Ins Zeug gelegt haben sich dafür Ortswehrleiter Dietmar Böhme (54), der seit 1976 zur Feuerwehr gehört, und Kai Bandke (39), der seit 24 Jahren seinen Dienst verrichtet. "Wir haben angesichts dessen, was in der Gemeinde vor allem in Sachen Straßenbau zu tun war, lange zurückgesteckt. Doch nun ist die Zeit reif." Denn bereits vor zwei Jahren war der alte Lkw gegen einen anderen ausgewechselt worden, doch auch der fiel immer wieder aus. Böhme würdigt, dass sechs Kameraden intensiv dabei waren, um nun das passende Fahrzeug auszuwählen.

Während der jetzige Ortswehrleiter in der Weißenfelser Schuhfabrik "Banner des Friedens" zur Feuerwehr stieß, hat Kai Bandke als Junge mit den Freunden zugeschaut, wenn Martin Winter im oder am Gerätehaus die Technik reparierte. Einen der größten Einsätze gab es im Sommer 1986, als im Gut oberhalb des Schlosses der Stall brannte. "Alle 200 Jungkühe haben wir damals rausgeholt", ist Rolf Goldbach heute noch stolz. Dietmar Böhme setzt hinzu, dass die Kameraden drei Tage als Brandwache im Einsatz waren und es am Ende 500 Mark als Prämie gab.
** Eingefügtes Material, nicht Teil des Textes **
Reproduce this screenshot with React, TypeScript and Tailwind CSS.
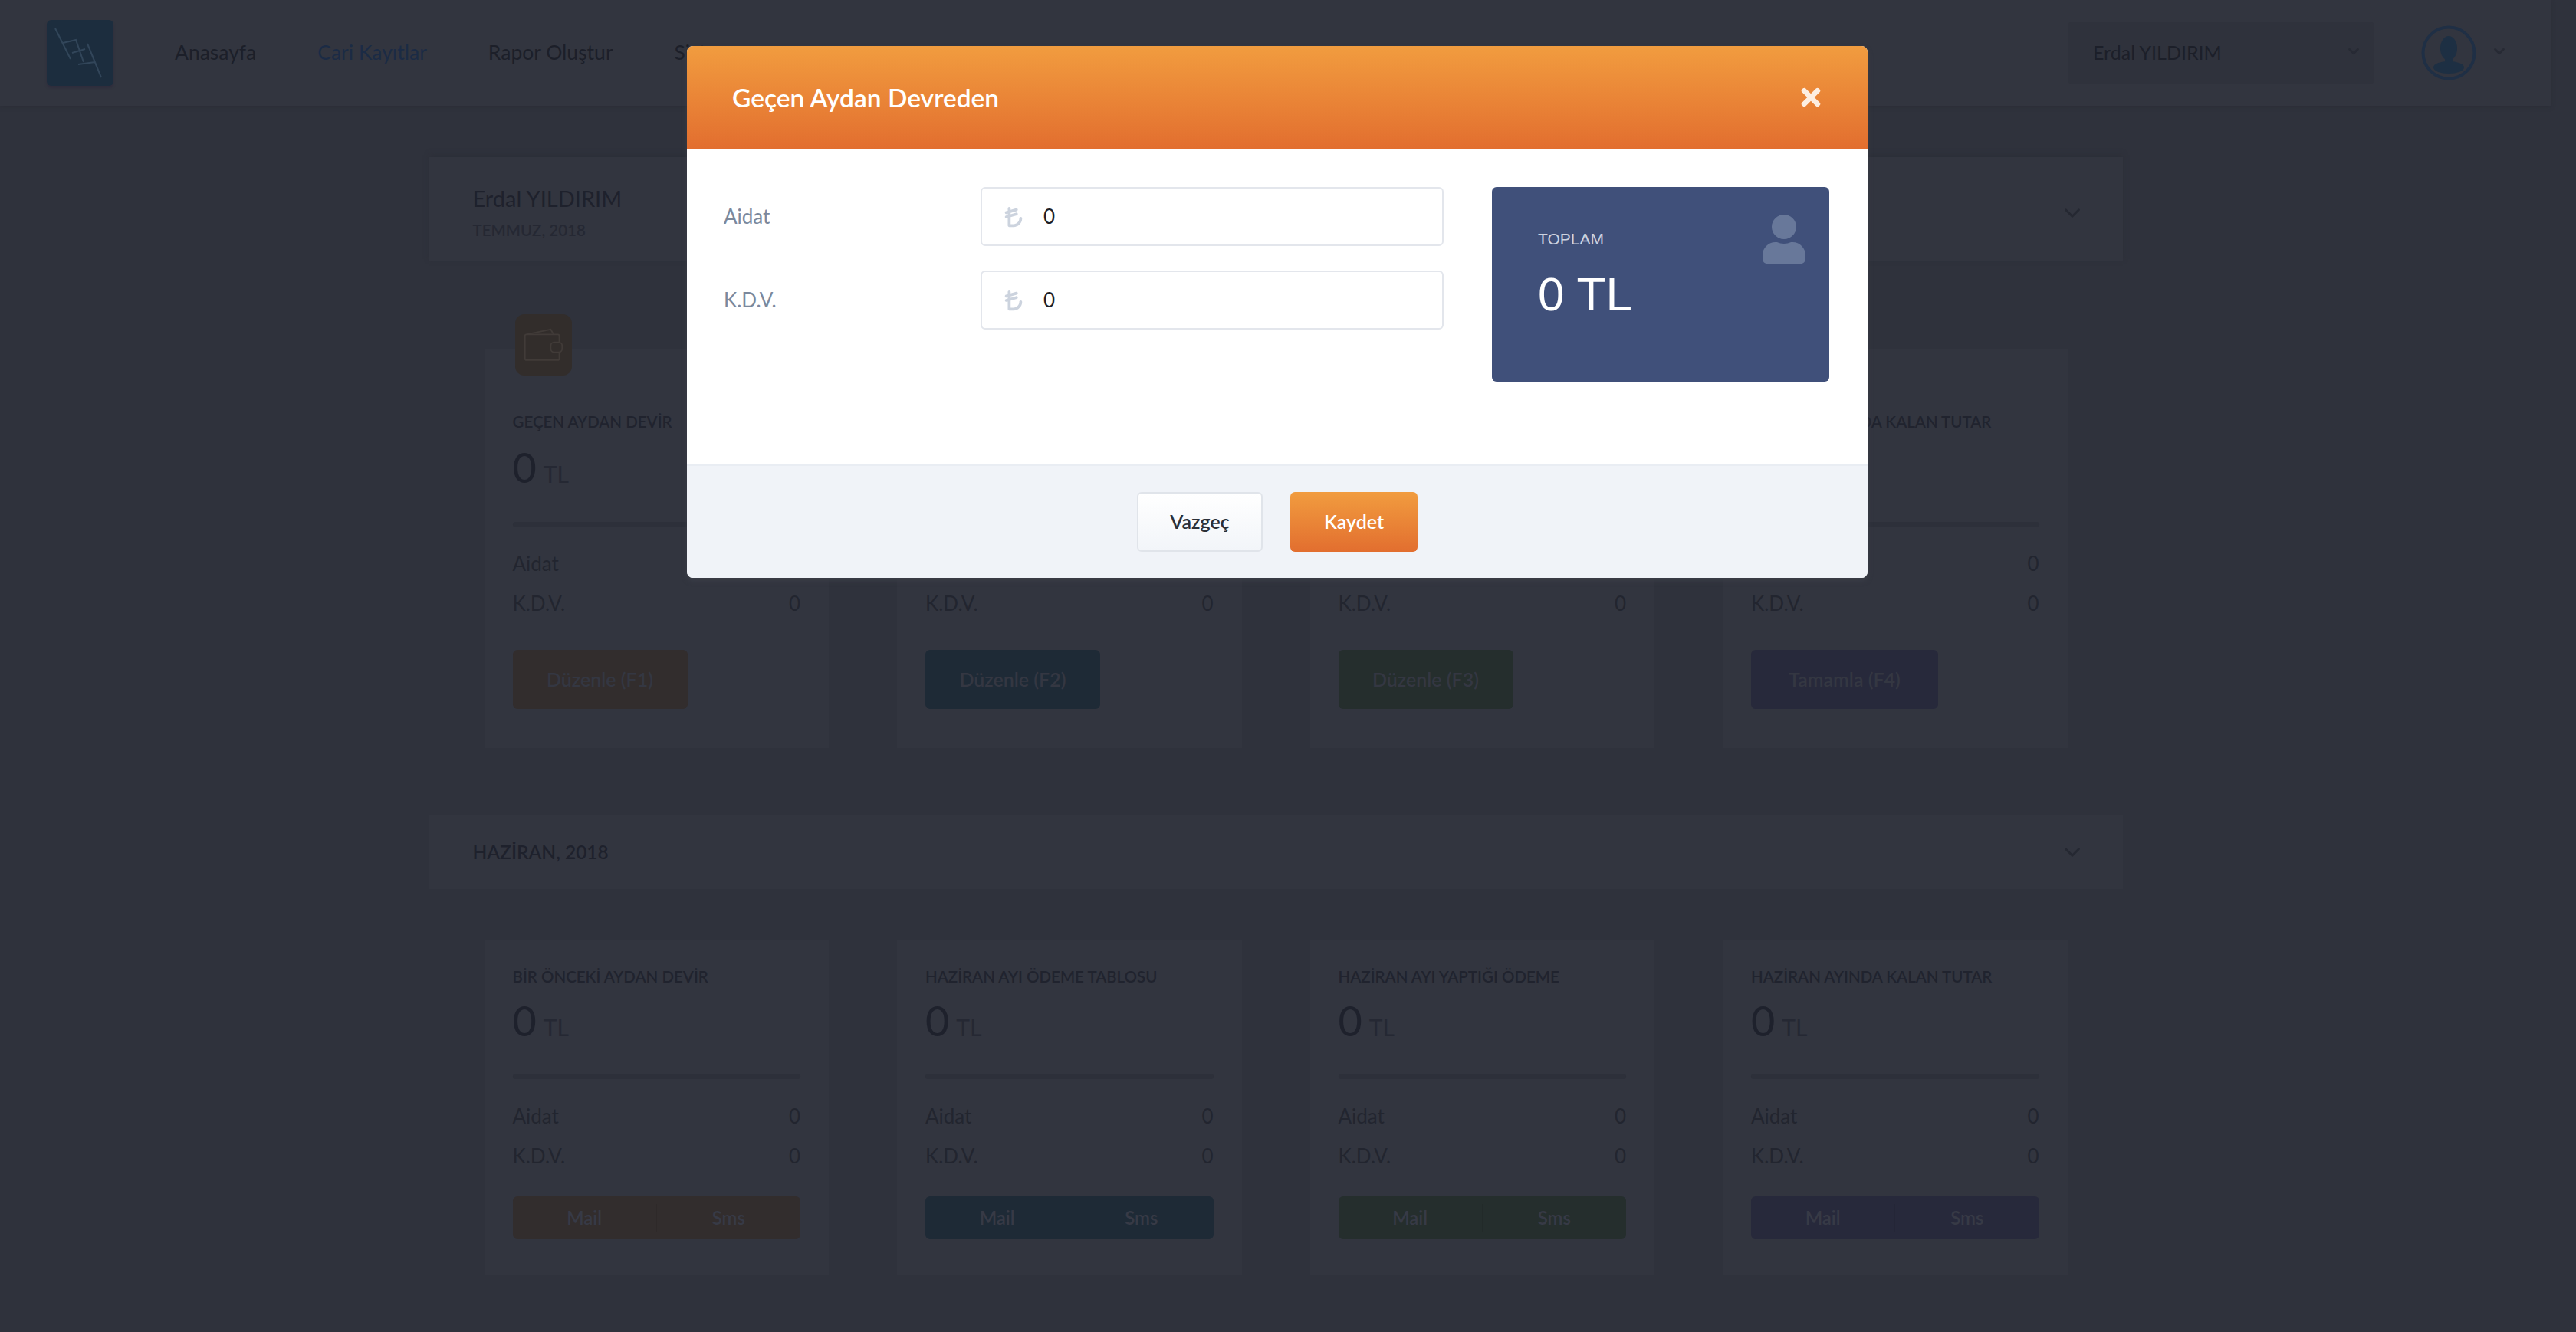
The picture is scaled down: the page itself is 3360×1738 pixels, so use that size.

Am Ende ging alles ebenso glimpflich ab wie Jahre zuvor in den Ställen zwischen Goseck und Markröhlitz, als sich Trockenfutter selbst entzündete. 1994 war man beim Jahrhunderthochwasser dabei und sicherte die Trinkwasserversorgung vom Wasserwerk über einen Kilometer auch bis nach Uichteritz. Im Sommer 1996 konnte man freilich nur noch zuschauen, wie das Freizeitcenter Uichteritz bis auf die Grundmauern abbrannte. Mehr und mehr verlangen aber in jüngster Zeit Hilfeleistungen den Feuerwehrleuten alles ab. So gab es schwere Verkehrsunfälle auf der Straße nach Naumburg. Kai Bandke sagt, dass es dabei zwei Tote gegeben habe. Von den Einsatzkräften mussten da einige passen. "Doch die Opfer galt es, aus den Autos rauszuholen. Da denkt man nicht lange nach und selbst die Frauen haben mitgezogen", äußert der 39-Jährige. Hinterher sei die psychische Belastung groß gewesen. Was das Trio und all die anderen Kameraden bei der Stange gehalten hat? Rolf Goldbach, der noch mit knapp 70 Jahren tagsüber bei Alarmen mit ausgerückt ist, sagt: "Angesichts der harten Arbeit muss man viel Interesse mitbringen." Und der 85-Jährige erinnert an den Bau des Gerätehauses, als viele Stunden investiert wurden. Kai Bandke verweist aufs einmalige Vereinsleben. "Es gibt eben nicht nur gemeinsame Einsätze, sondern wir feiern auch zusammen oder sitzen beim Frühschoppen." Dietmar Böhme bekräftigt: "Die Leute haben immer zur Stange gehalten, weil sie gebraucht werden und die Feuerwehr nichts mit Politik zu tun hat."

Und warum man das 75. Jubiläum nicht wie anderswo groß gefeiert hat? Gisbert Schendel und Uwe Thalheim, der Chef des Feuerwehrabschnitts und sein Stellvertreter, haben uns eine Plakette überreicht, sagt Böhme. "Wir wollten

es jedoch ruhig angehen. Sonst hätten wir gearbeitet und andere gefeiert."